In general suṣumna is very glorifying in Haṭha-yoga-pradīpikā, many texts say that suṣumna contains the entire universe, it is very revered. The term itself comes from the root सुम्न (sumna), which means something desirable, magnificent with a strong prefix सु (su), where the “s” is transformed according to the sandhi rules into “ṣ”, thus the word suṣumna (very gorgeous) appeared. It comes up from the name that this channel is worthy of extremely serious perception, and Siddha-siddhānta-paddhati and a number of other texts describe it as a goal (lakṣya).

Sometimes there are translations of the term, like where the sun’s rays are. Obviously, this context comes from such early texts as Taittirīya Samhitā (

सुषुम्नः सूर्यरश्मिश्चन्द्रमा गन्धर्वस्तस्य नक्षत्राण्यप्सरसो वेकुरयः |
suṣumnaḥ sūryaraśmiścandramā gandharvastasya nakṣatrāṇyapsaraso vekurayaḥ |

Thanks to (suṣumna) moon, shining with the rays of the sun, is gāndharva, and his āpsaras (companions of gānharva) are the nakṣatras.
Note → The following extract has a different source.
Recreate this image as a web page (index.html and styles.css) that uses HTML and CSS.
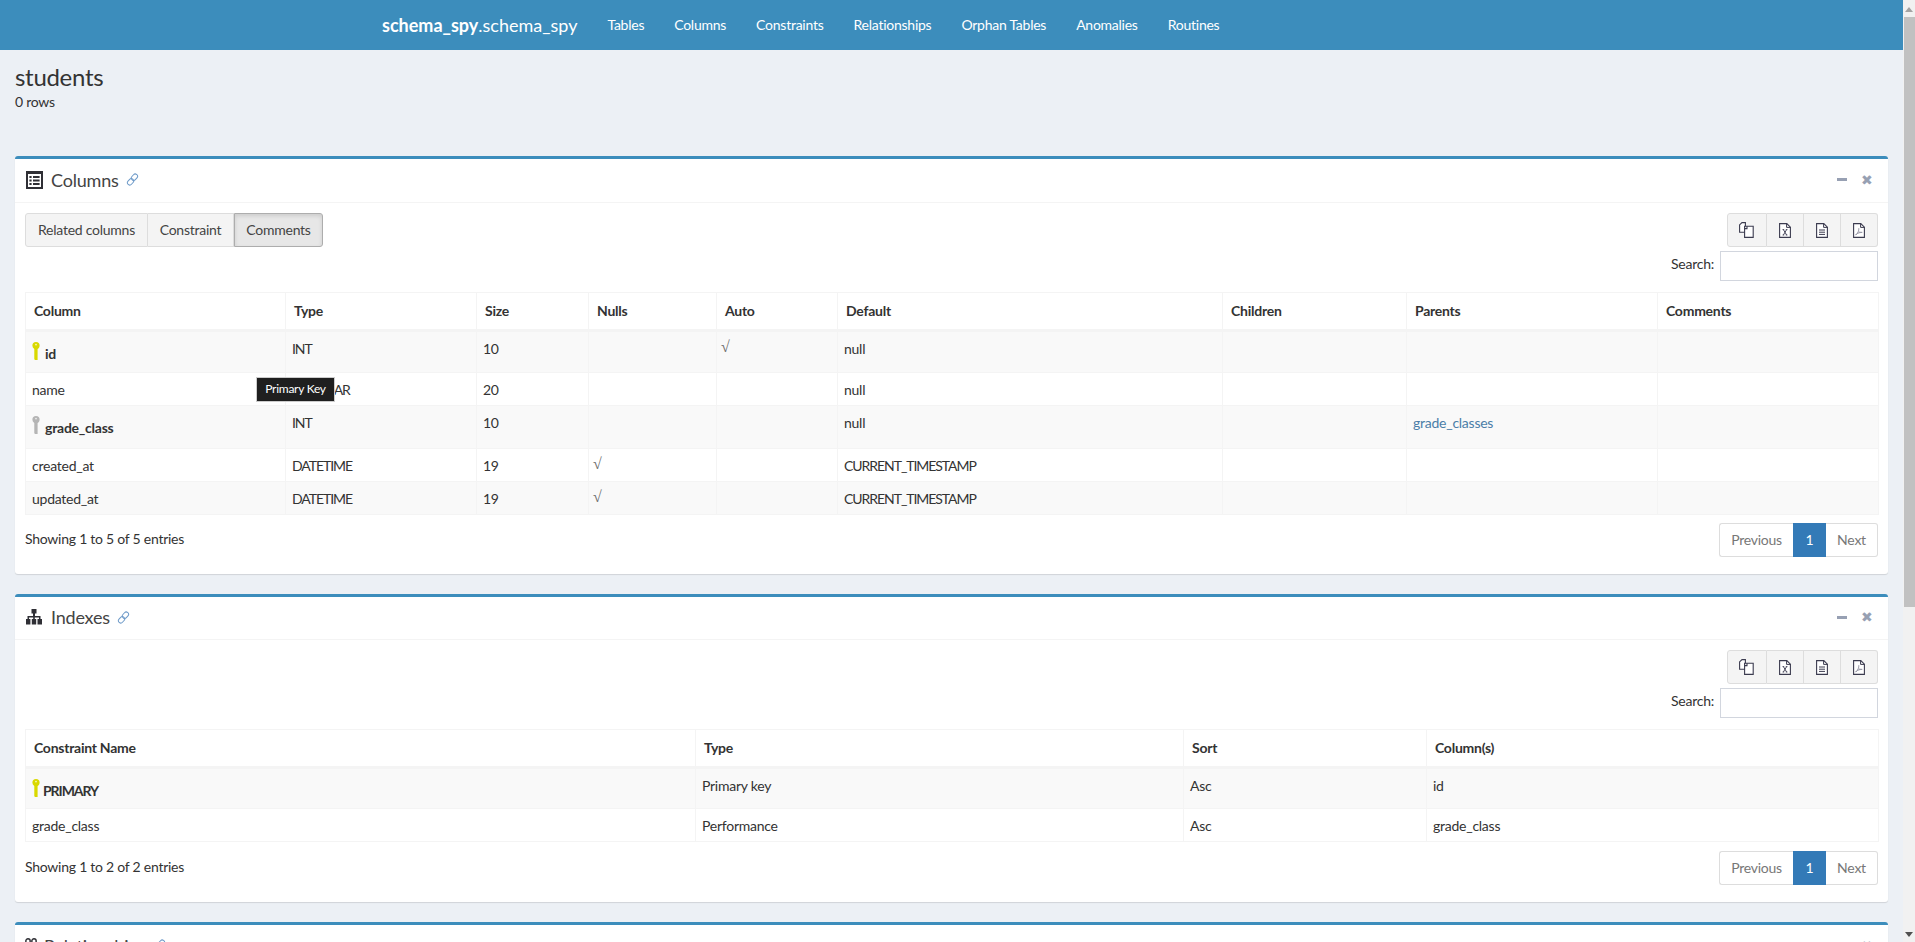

Further, it follows from the text, that this is described in the context of a fiery yajña, where the fire also relates to gānharva, the radiant rays of the flame – to āpsaras. In fact, the fire ofsuṣumna is the interiorised fire of the external yajña. Apparently, the term itself has Vedic origin.

Sometimes it is difficult to say where the object of reverence acts as a “support”, and where it is the goal.